With such huge swarms of red-winged blackbirds going through during migration, it is not surprising that the nearest town to Cheyenne Bottoms was named Redwing. I wonder if an estimate of 15 million would be a near record. Makes it hard to imagine that even larger swarms of Passenger Pigeons could be driven to extinction.
Hays, Kansas (but born and raised in Barton County)
From: Birds & Their Habitats in Kansas <KSBIRD-L...> on behalf of Mark Land <markeland...>
Sent: Wednesday, November 8, 2017 10:00 PM
Terry Swope and I made our annual "hope we find" Whooping Cranes trip. We started with watching a Merlin eat breakfast while being serenaded by a braying donkey north of Ellinwood. Lots of Brewer's Blackbirds were here and in numerous other locations. We finally made it to Quivira with no wind and Black-bellied Plovers on the ice north of 170. We were able to scope 4 adult Whooping Cranes in front of thousands of Sandhills Cranes from the scope stand on the wildlife drive. They took off around 10:15 headed south. We found lots of geese and ducks on the western side with good flocks of Cackling and Ross's Geese, several Eared Grebes, Lesser Yellowlegs, and Least Sandpipers still around. Several Harrier's haggled over carrion on the ice. It was indeed awesome.

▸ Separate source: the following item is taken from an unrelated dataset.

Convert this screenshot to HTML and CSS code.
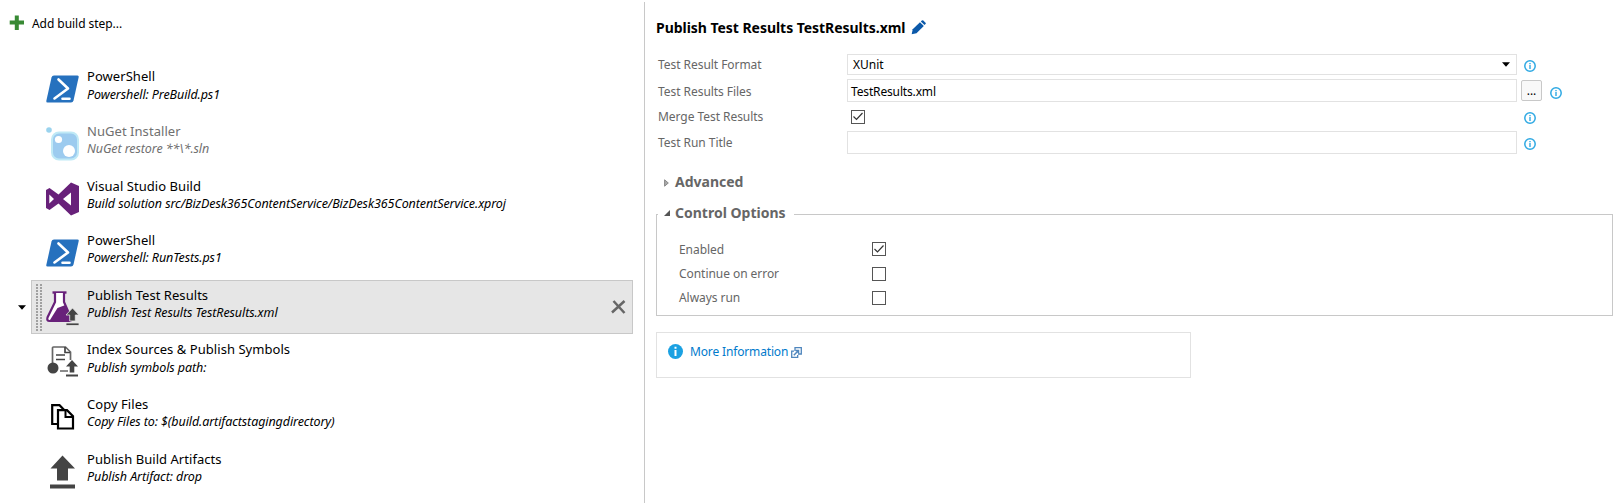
FILE: index.html
```html
<!DOCTYPE html>
<html lang="en">
<head>
<meta charset="utf-8">
<title>Build definition</title>
<link rel="stylesheet" href="styles.css">
</head>
<body>
<svg class="defs" width="0" height="0">
  <symbol id="powershell" viewBox="0 0 33 28">
    <path d="M8 .5h23.500q1.500 0 1.200 1.500L27.500 25.500Q27 27.500 25 27.500H1.500Q0 27.500.3 26L5.500 2.500Q6 .5 8 .5Z" fill="#2671be"/>
    <path d="M12.500 4.500l9.500 9L8.500 23.500M16.500 23.800h7" fill="none" stroke="#fff" stroke-width="2.600" stroke-linecap="round" stroke-linejoin="round"/>
  </symbol>
  <symbol id="info" viewBox="0 0 12 12">
    <circle cx="6" cy="6" r="5.200" fill="#fff" stroke="#2fa9e3" stroke-width="1.500"/>
    <path d="M6 5v4M6 3v1.200" stroke="#2fa9e3" stroke-width="1.400"/>
  </symbol>
</svg>
<div class="page">
  <section class="steps">
    <div class="add">
      <svg width="16" height="16" viewBox="0 0 16 16"><path d="M5.800.5h4v5h5.200v4H9.800v5.500h-4V9.500H.7v-4h5.100Z" fill="#388a34"/></svg>
      <span class="t-add">Add build step...</span>
    </div>
    <ul class="list">
      <li class="step">
        <svg class="ico" width="33" height="34" viewBox="0 0 33 34"><use href="#powershell" y="3" width="33" height="28"/></svg>
        <div class="text"><b>PowerShell</b><i>Powershell: PreBuild.ps1</i></div>
      </li>
      <li class="step off">
        <svg class="ico" width="33" height="34" viewBox="0 0 33 34"><circle cx="3" cy="3" r="2.800" fill="#9ad3ee"/><rect x="6" y="5.500" width="26" height="27" rx="7" fill="#9ccbef" stroke="#bfe9f6" stroke-width="2"/><circle cx="12.500" cy="12.500" r="3.600" fill="#fff"/><circle cx="23" cy="24" r="6" fill="#fff"/></svg>
        <div class="text"><b>NuGet Installer</b><i>NuGet restore **\*.sln</i></div>
      </li>
      <li class="step">
        <svg class="ico" width="33" height="34" viewBox="0 0 33 34"><path fill-rule="evenodd" d="M25 .5l8 3.500v26l-8 3.500-12.500-12L3.500 28 0 26V8l3.500-2 9 6.500ZM25 10.500L17 17l8 6.500ZM3.300 12.500v9L8 17Z" fill="#68217a"/></svg>
        <div class="text"><b>Visual Studio Build</b><i>Build solution src/BizDesk365ContentService/BizDesk365ContentService.xproj</i></div>
      </li>
      <li class="step">
        <svg class="ico" width="33" height="34" viewBox="0 0 33 34"><use href="#powershell" y="3" width="33" height="28"/></svg>
        <div class="text"><b>PowerShell</b><i>Powershell: RunTests.ps1</i></div>
      </li>
      <li class="step selected">
        <svg class="caret" width="8" height="5" viewBox="0 0 8 5"><path d="M0 .3h8L4 4.800Z" fill="#000"/></svg>
        <span class="grip"></span>
        <svg class="ico" width="33" height="34" viewBox="0 0 33 34"><path d="M6.500 1.500h14" stroke="#68217a" stroke-width="2.400"/><path d="M9 2v9L1.500 26.500q-1 3.500 2 3.500h20q2.500 0 1.500-3L18 11V2" fill="#fff" stroke="#68217a" stroke-width="2.200"/><path d="M11.500 17l8-3 5 15H4Z" fill="#68217a"/><path d="M26.500 17l6.500 7h-3.700v6h-5.600v-6H20ZM20 32h13v2.500H20Z" fill="#444" stroke="#e6e6e6" stroke-width=".8"/></svg>
        <div class="text"><b>Publish Test Results</b><i>Publish Test Results TestResults.xml</i></div>
        <svg class="close" width="15" height="14" viewBox="0 0 15 14"><path d="M1 12.500L13.500 1M2.500 1l11 12" stroke="#666" stroke-width="2.500"/></svg>
      </li>
      <li class="step">
        <svg class="ico" width="33" height="34" viewBox="0 0 33 34"><path d="M6.500 18V3q0-1 1-1h12l5 5v8M14 26h8" fill="none" stroke="#666" stroke-width="1.700"/><path d="M19 2v5.500h5M10 10h9M10 14.500h9" fill="none" stroke="#444" stroke-width="1.700"/><circle cx="7" cy="23" r="5.500" fill="#444"/><path d="M26 15l6 6.500h-3.700v6h-4.600v-6H20ZM20 29.500h12v2H20Z" fill="#444"/></svg>
        <div class="text"><b>Index Sources &amp; Publish Symbols</b><i>Publish symbols path:</i></div>
      </li>
      <li class="step">
        <svg class="ico" width="33" height="34" viewBox="0 0 33 34"><path d="M11.500 24H6.200V5.200h7.300l4.500 4.500" fill="none" stroke="#000" stroke-width="2.200"/><path d="M12 10.200h9l6 6v12.300H12Z" fill="#fff" stroke="#000" stroke-width="2.200"/><path d="M19.500 10v7H27" fill="none" stroke="#000" stroke-width="2"/></svg>
        <div class="text"><b>Copy Files</b><i>Copy Files to: $(build.artifactstagingdirectory)</i></div>
      </li>
      <li class="step">
        <svg class="ico" width="33" height="34" viewBox="0 0 33 34"><path d="M16.500.5l12.500 13h-7v12H11v-12H4.500ZM4 29.500h25v4H4Z" fill="#444"/></svg>
        <div class="text"><b>Publish Build Artifacts</b><i>Publish Artifact: drop</i></div>
      </li>
    </ul>
  </section>
  <section class="detail">
    <h1 class="title"><span>Publish Test Results TestResults.xml</span>
      <svg width="15" height="15" viewBox="0 0 15 15"><path d="M.7 14.300l1-5L9 2.200l3.800 3.800L5.500 13.300Z" fill="#0b59a9"/><path d="M9.800 1.500l1-1q.8-.6 1.500 0l2.200 2.200q.6.700 0 1.400l-1 1Z" fill="#0b59a9"/></svg>
    </h1>
    <div class="form">
      <div class="row r1"><label>Test Result Format</label><div class="field select"><span>XUnit</span><svg width="8" height="5" viewBox="0 0 8 5"><path d="M0 .3h8L4 4.800Z"/></svg></div><svg class="info" width="12" height="12"><use href="#info"/></svg></div>
      <div class="row r2"><label>Test Results Files</label><div class="field"><span>TestResults.xml</span></div><button class="browse">...</button><svg class="info" width="12" height="12"><use href="#info"/></svg></div>
      <div class="row r3"><label>Merge Test Results</label><div class="cell"><span class="check"><svg width="12" height="11" viewBox="0 0 12 11"><path d="M1.500 5.500l3 3L10.500 2" fill="none" stroke="#333" stroke-width="1.200"/></svg></span></div><svg class="info" width="12" height="12"><use href="#info"/></svg></div>
      <div class="row r4"><label>Test Run Title</label><div class="field"></div><svg class="info" width="12" height="12"><use href="#info"/></svg></div>
    </div>
    <h2 class="advanced"><svg width="5" height="8" viewBox="0 0 5 8"><path d="M.6.8v6.400L4.300 4Z" fill="#aaa" stroke="#888"/></svg><span>Advanced</span></h2>
    <div class="group">
      <h2 class="legend"><svg width="6" height="6" viewBox="0 0 6 6"><path d="M6 0v6H0Z" fill="#555"/></svg><span>Control Options</span></h2>
      <div class="opt"><label>Enabled</label><span class="check"><svg width="12" height="12" viewBox="0 0 12 12"><path d="M1.500 6l3 3L10.500 2.500" fill="none" stroke="#333" stroke-width="1.200"/></svg></span></div>
      <div class="opt"><label>Continue on error</label><span class="check"></span></div>
      <div class="opt"><label>Always run</label><span class="check"></span></div>
    </div>
    <div class="more">
      <svg width="15" height="15" viewBox="0 0 15 15"><circle cx="7.500" cy="7.500" r="7.500" fill="#1ba1e2"/><path d="M7.500 6v6M7.500 2.800v2" fill="none" stroke="#fff" stroke-width="2"/></svg>
      <a>More Information</a>
      <svg class="ext" width="11" height="11" viewBox="0 0 11 11"><path d="M3 4.200H.7v6.100h6V8" fill="none" stroke="#4f86bd" stroke-width="1.300"/><path d="M4 4V.7h6.300v6.300H7" fill="none" stroke="#4f86bd" stroke-width="1.300"/><path d="M2.800 8.200L7 4M4.500 3.500h3v3" fill="none" stroke="#4f86bd" stroke-width="1.500"/></svg>
    </div>
  </section>
</div>
</body>
</html>
```
FILE: styles.css
```css
* { box-sizing: border-box; }
body { margin: 0; background: #fff; color: #000; font-family: "Noto Sans", "Open Sans", sans-serif; font-size: 12px; overflow: hidden; }
.defs { position: absolute; }
svg { flex: none; display: block; }
.page { display: flex; width: 1620px; height: 503px; }

.steps { width: 644px; padding-top: 15px; }
.add { display: flex; align-items: center; height: 16px; padding-left: 9px; gap: 7px; white-space: nowrap; }
.t-add { letter-spacing: -0.05px; }
.list { list-style: none; margin: 0; padding: 30.300px 10px 0 31px; }
.step { position: relative; display: flex; height: 54.640px; padding: 10px 0 0 14px; border: 1px solid transparent; width: 602px; }
.ico { overflow: visible; }
.text { display: flex; flex-direction: column; margin: -6px 0 0 8px; white-space: nowrap; }
.text b { font-weight: 400; font-size: 13px; line-height: 20px; letter-spacing: 0.05px; }
.text i { font-size: 12.500px; line-height: 16px; letter-spacing: -0.09px; padding-top: 0.300px; }
.off .text { color: #707070; }
.selected { background: #e6e6e6; border-color: #c8c8c8; padding-left: 4px; }
.caret { position: absolute; left: -14px; top: 24px; }
.grip { width: 6px; height: 47px; margin: -7px 4px 0 0; background: repeating-linear-gradient(to bottom, transparent 0 2px, #e6e6e6 2px 3px), repeating-linear-gradient(to right, #a0a0a0 0 2px, #e6e6e6 2px 4px); }
.close { margin: 9px 6px 0 auto; }

.detail { flex: 1; margin-top: 2px; border-left: 1px solid #c8c8c8; padding: 16px 7px 0 11px; }
.title { display: flex; align-items: center; gap: 6px; height: 18px; margin: 0; font-size: 14px; font-weight: 700; letter-spacing: -0.04px; white-space: nowrap; }
.form { display: flex; flex-direction: column; padding-top: 18px; }
.row { display: flex; align-items: center; }
.row label, .opt label { color: #666; letter-spacing: -0.05px; white-space: nowrap; }
.row label { width: 191px; padding-left: 2px; }
.r1 { height: 21px; margin-bottom: 4px; }
.r2 { height: 23px; margin-bottom: 4px; }
.r2 label, .r2 .field { padding-top: 2px; }
.r3 { height: 21px; margin-bottom: 4px; }
.r4 { height: 23px; }
.field { display: flex; align-items: center; align-self: stretch; width: 670px; padding: 0 3px; border: 1px solid #e2e2e2; letter-spacing: -0.15px; }
.select { justify-content: space-between; padding: 0 6px 0 5px; letter-spacing: 0; }
.cell { width: 670px; padding-left: 4px; }
.check { display: block; width: 14px; height: 14px; border: 1px solid #555; }
.info { margin: 2px 0 0 6.500px; }
.browse { width: 21px; height: 21px; margin-left: 4px; padding: 0; border: 1px solid #c8c8c8; border-radius: 2px; background: #f8f8f8; font: 12px "Noto Sans", sans-serif; line-height: 18px; }
.browse + .info { margin: 4px 0 0 8px; }
h2 { display: flex; align-items: center; margin: 0; color: #666; font-size: 14px; font-weight: 700; white-space: nowrap; }
.advanced { height: 20px; margin-top: 17px; padding-left: 8px; gap: 6px; }
.advanced svg { margin-top: 4px; }
.group { height: 102px; margin-top: 23px; border: 1px solid #c8c8c8; padding-left: 22px; }
.legend { width: 136px; height: 20px; margin: -13px 0 15px -21px; padding-left: 6px; gap: 5px; background: #fff; }
.legend svg { margin-top: 2px; }
.opt { display: flex; align-items: center; height: 24.400px; }
.opt label { width: 193px; }
.more { display: flex; align-items: flex-start; width: 535px; height: 46px; margin-top: 16px; padding: 11px 0 0 11px; border: 1px solid #e2e2e2; }
.more a { margin: 0 3px 0 7px; line-height: 16px; letter-spacing: -0.15px; color: #007acc; white-space: nowrap; }
.ext { margin-top: 3px; }
```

Red-tailed Hawks of a great variety kept us on our toes all day.
At Cheyenne Bottoms an amazing spectacle as millions of Red-winged Blackbirds were flying by us and around us in great waves, balls and huge streams for more than an hour. 15,000,000 is a conservative estimate!
Here I enjoyed photographing many young Ring-billed Gulls and a very young juvenile plumaged Herring Gull.
As I say so often these places never fail to amaze!